A receiver may be able to arrange a zero modality, intellectually honest version of an intellectually dishonest argument without knowing the current arrangement of concepts, but it is impossible to have metaknowledge of that fact (i.e. the receiver cannot know whether her version is accurate), and therefore it is impossible to know what the corresponding arrangement of a zero modality standpoint might be when presented with an argument of nonzero argumentational modality.

V. Nonzero Argumentational Modalities

All arguments that have nonzero argumentational modalities (i.e. are presented for a reason other than simply the argument in-and-of-itself) are intellectually invalid, as well as invalid under current validity standards, as I have shown. Thus, if an argument is presented for a reason other than simply the argument in-and-of-itself, then the argument must be reconsidered from a zero modality standpoint before determining its validity.

This principle still works when considering nonzero argumentational modalities that are not intellectually dishonest. For example: a professor presents his students with a philosophical argument for the sake of teaching them the principles behind it.
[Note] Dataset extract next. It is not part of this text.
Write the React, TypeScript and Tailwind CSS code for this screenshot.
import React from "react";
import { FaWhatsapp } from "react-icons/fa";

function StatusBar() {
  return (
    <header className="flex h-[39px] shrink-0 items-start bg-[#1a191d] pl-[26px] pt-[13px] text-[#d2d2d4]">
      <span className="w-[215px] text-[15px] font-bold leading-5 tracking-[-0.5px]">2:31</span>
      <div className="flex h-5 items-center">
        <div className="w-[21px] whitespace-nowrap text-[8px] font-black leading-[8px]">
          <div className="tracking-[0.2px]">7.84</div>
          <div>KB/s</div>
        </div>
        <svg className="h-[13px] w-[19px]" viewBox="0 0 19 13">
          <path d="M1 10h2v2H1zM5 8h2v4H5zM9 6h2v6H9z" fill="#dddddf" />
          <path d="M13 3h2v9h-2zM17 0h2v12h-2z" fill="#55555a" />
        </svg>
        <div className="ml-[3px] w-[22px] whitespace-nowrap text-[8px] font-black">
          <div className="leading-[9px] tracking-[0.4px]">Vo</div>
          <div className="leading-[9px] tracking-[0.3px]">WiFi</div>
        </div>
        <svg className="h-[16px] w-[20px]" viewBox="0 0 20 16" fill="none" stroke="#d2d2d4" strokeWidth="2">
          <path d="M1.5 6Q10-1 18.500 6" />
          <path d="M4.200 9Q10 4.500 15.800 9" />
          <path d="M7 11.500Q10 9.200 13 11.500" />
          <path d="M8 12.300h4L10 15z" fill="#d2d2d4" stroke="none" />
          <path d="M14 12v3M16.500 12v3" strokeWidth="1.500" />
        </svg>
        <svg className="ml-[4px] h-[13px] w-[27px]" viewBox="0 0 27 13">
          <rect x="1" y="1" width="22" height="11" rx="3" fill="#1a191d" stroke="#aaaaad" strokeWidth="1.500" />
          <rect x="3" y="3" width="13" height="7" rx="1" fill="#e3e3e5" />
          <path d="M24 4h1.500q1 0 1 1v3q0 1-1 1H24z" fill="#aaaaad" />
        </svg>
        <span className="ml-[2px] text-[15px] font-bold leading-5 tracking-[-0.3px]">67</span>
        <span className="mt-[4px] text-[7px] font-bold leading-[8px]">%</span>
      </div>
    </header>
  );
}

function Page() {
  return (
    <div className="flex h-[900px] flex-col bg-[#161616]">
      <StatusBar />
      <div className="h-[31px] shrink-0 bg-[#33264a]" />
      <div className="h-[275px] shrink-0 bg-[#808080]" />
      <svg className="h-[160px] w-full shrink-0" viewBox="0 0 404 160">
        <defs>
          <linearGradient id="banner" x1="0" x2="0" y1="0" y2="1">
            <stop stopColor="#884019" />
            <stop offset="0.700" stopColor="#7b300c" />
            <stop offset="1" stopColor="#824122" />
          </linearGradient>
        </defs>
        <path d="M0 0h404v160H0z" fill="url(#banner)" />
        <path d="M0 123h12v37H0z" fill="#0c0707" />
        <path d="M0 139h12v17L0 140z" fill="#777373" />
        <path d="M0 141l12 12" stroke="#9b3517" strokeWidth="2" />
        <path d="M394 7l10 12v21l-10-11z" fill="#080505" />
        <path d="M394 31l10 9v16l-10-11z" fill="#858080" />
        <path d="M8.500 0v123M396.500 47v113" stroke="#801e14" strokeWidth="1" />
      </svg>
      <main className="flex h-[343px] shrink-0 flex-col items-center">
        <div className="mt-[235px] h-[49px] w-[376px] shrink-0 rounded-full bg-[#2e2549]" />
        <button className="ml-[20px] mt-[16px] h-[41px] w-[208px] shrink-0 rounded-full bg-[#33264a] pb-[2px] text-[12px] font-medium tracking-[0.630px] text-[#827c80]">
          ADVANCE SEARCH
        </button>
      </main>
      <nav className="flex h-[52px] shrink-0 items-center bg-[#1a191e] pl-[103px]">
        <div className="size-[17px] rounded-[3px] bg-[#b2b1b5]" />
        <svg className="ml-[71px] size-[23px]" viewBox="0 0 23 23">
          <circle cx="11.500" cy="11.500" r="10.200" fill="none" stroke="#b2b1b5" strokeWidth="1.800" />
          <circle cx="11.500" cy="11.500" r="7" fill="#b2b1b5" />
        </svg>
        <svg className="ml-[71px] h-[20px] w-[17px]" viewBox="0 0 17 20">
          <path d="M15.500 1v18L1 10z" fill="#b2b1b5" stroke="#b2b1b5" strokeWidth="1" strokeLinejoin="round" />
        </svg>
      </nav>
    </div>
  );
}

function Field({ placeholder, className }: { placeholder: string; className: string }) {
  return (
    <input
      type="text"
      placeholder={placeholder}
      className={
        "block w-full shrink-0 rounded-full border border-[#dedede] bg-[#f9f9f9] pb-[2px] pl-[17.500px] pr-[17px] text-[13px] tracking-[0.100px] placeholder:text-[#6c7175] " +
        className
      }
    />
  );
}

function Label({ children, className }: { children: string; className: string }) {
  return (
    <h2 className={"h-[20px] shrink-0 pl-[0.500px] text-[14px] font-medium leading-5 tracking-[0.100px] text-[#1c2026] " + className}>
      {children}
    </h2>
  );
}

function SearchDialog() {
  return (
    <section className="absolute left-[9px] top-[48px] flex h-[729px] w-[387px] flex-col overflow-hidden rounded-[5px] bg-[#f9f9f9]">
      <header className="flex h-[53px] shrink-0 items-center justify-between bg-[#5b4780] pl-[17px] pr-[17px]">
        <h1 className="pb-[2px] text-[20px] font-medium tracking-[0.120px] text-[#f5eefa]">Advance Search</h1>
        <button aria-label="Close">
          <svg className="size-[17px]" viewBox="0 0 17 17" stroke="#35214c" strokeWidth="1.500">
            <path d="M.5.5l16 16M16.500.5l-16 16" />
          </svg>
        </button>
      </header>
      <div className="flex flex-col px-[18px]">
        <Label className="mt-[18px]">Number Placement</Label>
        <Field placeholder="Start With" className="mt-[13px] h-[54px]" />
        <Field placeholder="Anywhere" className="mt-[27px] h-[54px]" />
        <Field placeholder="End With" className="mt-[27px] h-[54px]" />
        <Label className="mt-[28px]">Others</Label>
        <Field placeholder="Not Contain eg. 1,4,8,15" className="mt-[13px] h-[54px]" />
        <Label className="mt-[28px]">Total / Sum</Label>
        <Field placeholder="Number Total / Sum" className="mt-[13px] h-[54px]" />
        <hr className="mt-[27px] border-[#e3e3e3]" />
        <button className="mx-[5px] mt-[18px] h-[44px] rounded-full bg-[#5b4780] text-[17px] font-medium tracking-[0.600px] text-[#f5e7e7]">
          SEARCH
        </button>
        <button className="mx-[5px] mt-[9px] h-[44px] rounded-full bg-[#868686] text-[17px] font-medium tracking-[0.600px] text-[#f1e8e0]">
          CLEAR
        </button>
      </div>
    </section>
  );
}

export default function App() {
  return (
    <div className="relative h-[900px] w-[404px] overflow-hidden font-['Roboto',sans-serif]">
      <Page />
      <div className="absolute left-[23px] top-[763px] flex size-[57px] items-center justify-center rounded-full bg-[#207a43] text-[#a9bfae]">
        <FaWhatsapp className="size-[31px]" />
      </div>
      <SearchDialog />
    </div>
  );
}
Though the argumentational modality is nonzero (that is to say, the argument is presented with an ulterior motive), that motive is not intellectually dishonest—however, the students would do well to consider the argument from a zero modality standpoint before considering its validity.

Because the professor in this example has a benign argumentational mood, the professor is a reliable arguer and as such the translation from the arrangement of concepts when intended as teaching implements into the arrangement of concepts as arguments in-and-of-themselves is trivial.

VI. Argument Validity

Because zero modality must be considered before validity is determined, intellectual validity as a concept (current standards for validity have been met, and the argument has a null argumentational mood) is more useful than what is currently used to declare an argument valid.